Justinian also ordered a new handbook, the Institutiones, which was based on the handbook by Gaius (quoted above). It was completed at the same time as the Digestae. These two new books made a revision of the Codex Justinianus necessary, and this was published in 534. During the next thirty years, Justinian continued to add new laws, in Greek, which are called the Novellae.
Together, these four texts – Institutiones, Codex, Digestae, Novellae – are known as the Corpus Iuris. To a historian, it is a veritable goldmine. Here we have a large body of Roman legislation, relevant to Late Antiquity, but based on older regulations, which we can try to reconstruct. This is very valuable information.
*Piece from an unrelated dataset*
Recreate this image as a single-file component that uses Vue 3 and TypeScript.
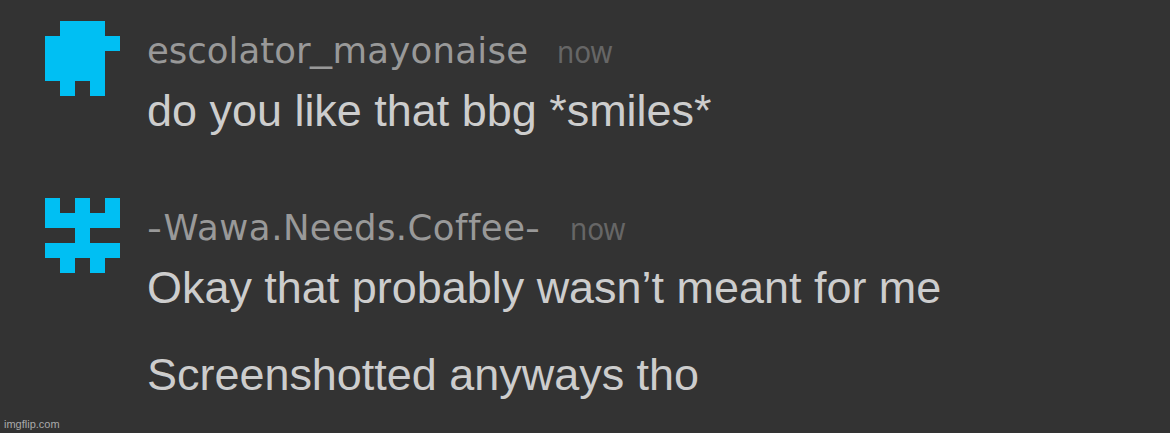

Besides, the casuistry of the Digestae offers unexpected views on lawsuits that demanded advice, allowing us to learn a lot about the things that really mattered to the Romans. And occasionally, you can suddenly recognize the personality of a legal expert. It tells a lot about Julius Paulus’ sense of humor that, commenting on the law that adulterers ought to lose their property and be exiled to an island, he advised exile on separate islands.note
The Digestae as Source
One of the big questions is how the Digestae could have been compiled in such a short time: three years. It is usually assumed that there was an older collection, available at the Beirut school of law. If this is true, the historian who wants to use information from the Digestae must be cautious. The original texts were written in Italy, the first collection was relevant for Syria, while Justinian aimed at reintroducing this as a new standard for the Byzantine Empire. Whether the casuistry of the Digestae was relevant to Hispania, Gaul, Britain, or the Rhine-Danube frontier, remains to be seen.